Frédéric Bigo : "Le Vivier, un restaurant qui sort gagnant de la crise"

Depuis la fin du premier confinement, on entend beaucoup parler des difficultés à embaucher dans le secteur de la restauration. Est-ce un constat que vous partagez ? 

Frédéric Bigo : Effectivement, les établissements ont du mal à trouver du personnel. Le confinement a éveillé les consciences : les gens veulent une vie en dehors du travail et des niveaux de salaire corrects. Ce que l’on voit aujourd’hui est le résultat d’un problème ancien dans le secteur de la restauration. J’y travaille depuis 20 ans, dans des brasseries comme dans des restaurants gastronomiques ou des relais châteaux. Partout, on constate des salaires trop bas, comparativement à la pénibilité du travail. Sans compter un rythme très soutenu et, trop souvent, un manque de considération du bien-être des équipes. C’est pour ça que, bien avant la crise sanitaire, j’ai toujours fait le choix de bien traiter les personnes qui travaillent avec moi.  

Et cela passe par des salaires plus élevés ?  

FB : Bien sûr. J’ai toujours proposé des salaires largement supérieurs à la moyenne du secteur. Et j’ai décidé, à la sortie du premier confinement, d’augmenter encore le niveau des salaires. Pourtant, la situation était difficile, les systèmes d’aides n’étaient pas encore en place, et j’avais dû vendre ma voiture pour maintenir mon restaurant à flot. Mais augmenter les salaires, c’était évidemment la bonne décision. Vous imaginez sans doute que cela coûte plus cher, qu’il faut en avoir les moyens. Certes, toutefois, mal payer ses équipes, c’est un calcul perdant. Quand vous payez mal, vous avez un fort taux d’absentéisme – ce qui s’explique par le rythme effréné à tenir pendant une saison touristique. Or, quand il manque du personnel, cela signifie que vous servez moins de couverts. Vous avez aussi plus de mal à recruter. 

Vous avez aussi augmenté vos effectifs ? 

FB : Oui à la sortie du confinement, j’ai également augmenté les effectifs, en passant de 18 à 22 personnes. Je ne voulais pas épuiser mes équipes, surtout dans ces moments difficiles. Là encore, le pari a été gagnant, car les terrasses éphémères nous ont fait gagner 60 couverts en plus, et nous étions en capacité de les servir. Vous n’imaginez pas le nombre de restaurateurs qui m’ont appelé car ils n’avaient pas assez de personnel. Ils devaient fermer un jour dans la semaine pour laisser leurs équipes récupérer, alors qu’ils auraient été complets. Outre le manque de respect, tirer les salaires et le nombre de salariés vers le bas n’est pas un bon choix financier.
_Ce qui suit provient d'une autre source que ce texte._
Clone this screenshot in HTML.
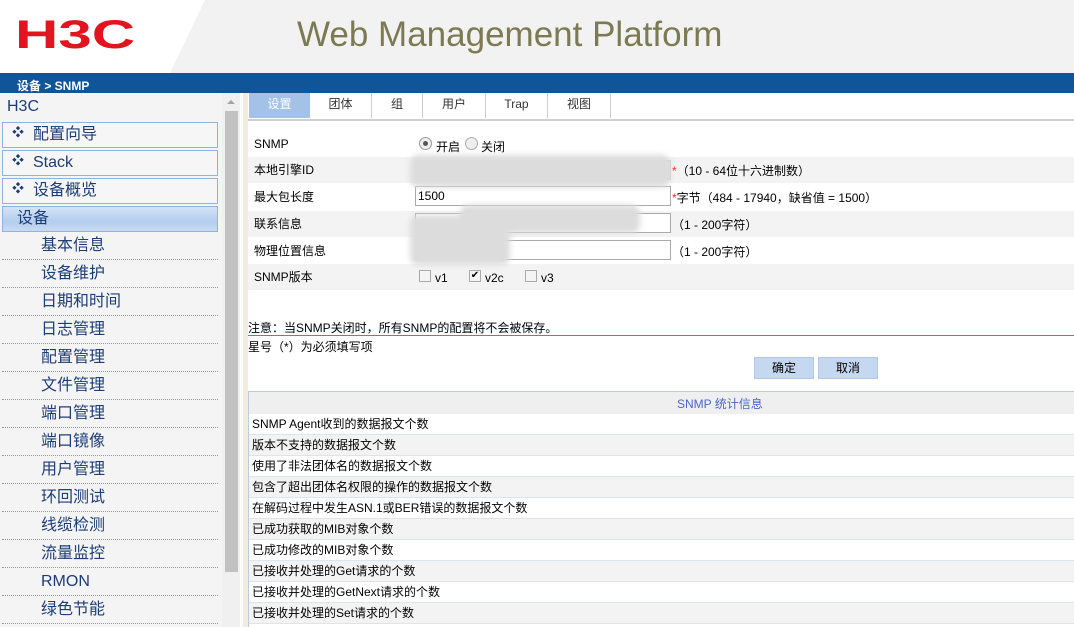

Y a-t-il d’autres facteurs que le salaire qui expliquent la fidélité de vos équipes, dans un secteur où le turn-over est très important ?  

FB : Vous savez ce qui occupe 80 % du temps d’un gérant de restaurant ? La gestion du personnel. Alors je crois fermement à l’importance d’une bonne relation mutuelle. Votre succès dépend de leur implication, c’est donnant-donnant. Voilà pourquoi je propose aussi un logement gratuit à 11 de mes salariés. Ça me permet de recruter partout en France et d’attirer les meilleurs profils. J’emmène aussi mes équipes une semaine en vacances. Il y a deux ans, nous sommes partis à New-York. Et la semaine prochaine, nous partons au ski. Ces moments ensemble créent un bel esprit d’équipe.  

Ensuite, je pense que tout est une question d’état d’esprit. Comme je le disais, c’est donnant-donnant. Mes équipes ont donné sans compter pendant la saison touristique. Maintenant que les choses se calment, j’ai décidé de ne plus ouvrir le soir, sauf le week-end. Ils terminent donc à 16 heures, mais toujours avec le même salaire.

On voit que votre management porte ses fruits 

FB : Absolument ! Je peux compter sur une équipe fidèle et engagée. Je n’ai pas d’absentéisme ou s’il y en a exceptionnellement, nous avons suffisamment de personnel pour que cela n’impacte pas le service. Même les saisonniers sont fidèles et reviennent année après année ! De même que les stagiaires et étudiants qui travaillent chez nous, ils sont régulièrement augmentés. Résultat, grâce à l’implication de tous, nous avons réalisé une saison exceptionnelle après le premier confinement. Ensuite, j’ai pu profiter de toutes les aides mises en place pour les restaurateurs pendant le deuxième confinement. Et je suis très confiant sur notre capacité à rembourser nos PGE (prêts garantis par l’Etat), justement car je peux m’appuyer sur une équipe efficace et fidèle, et que cela se répercute aussi bien sur notre chiffre d’affaires que sur le ressenti de nos clients.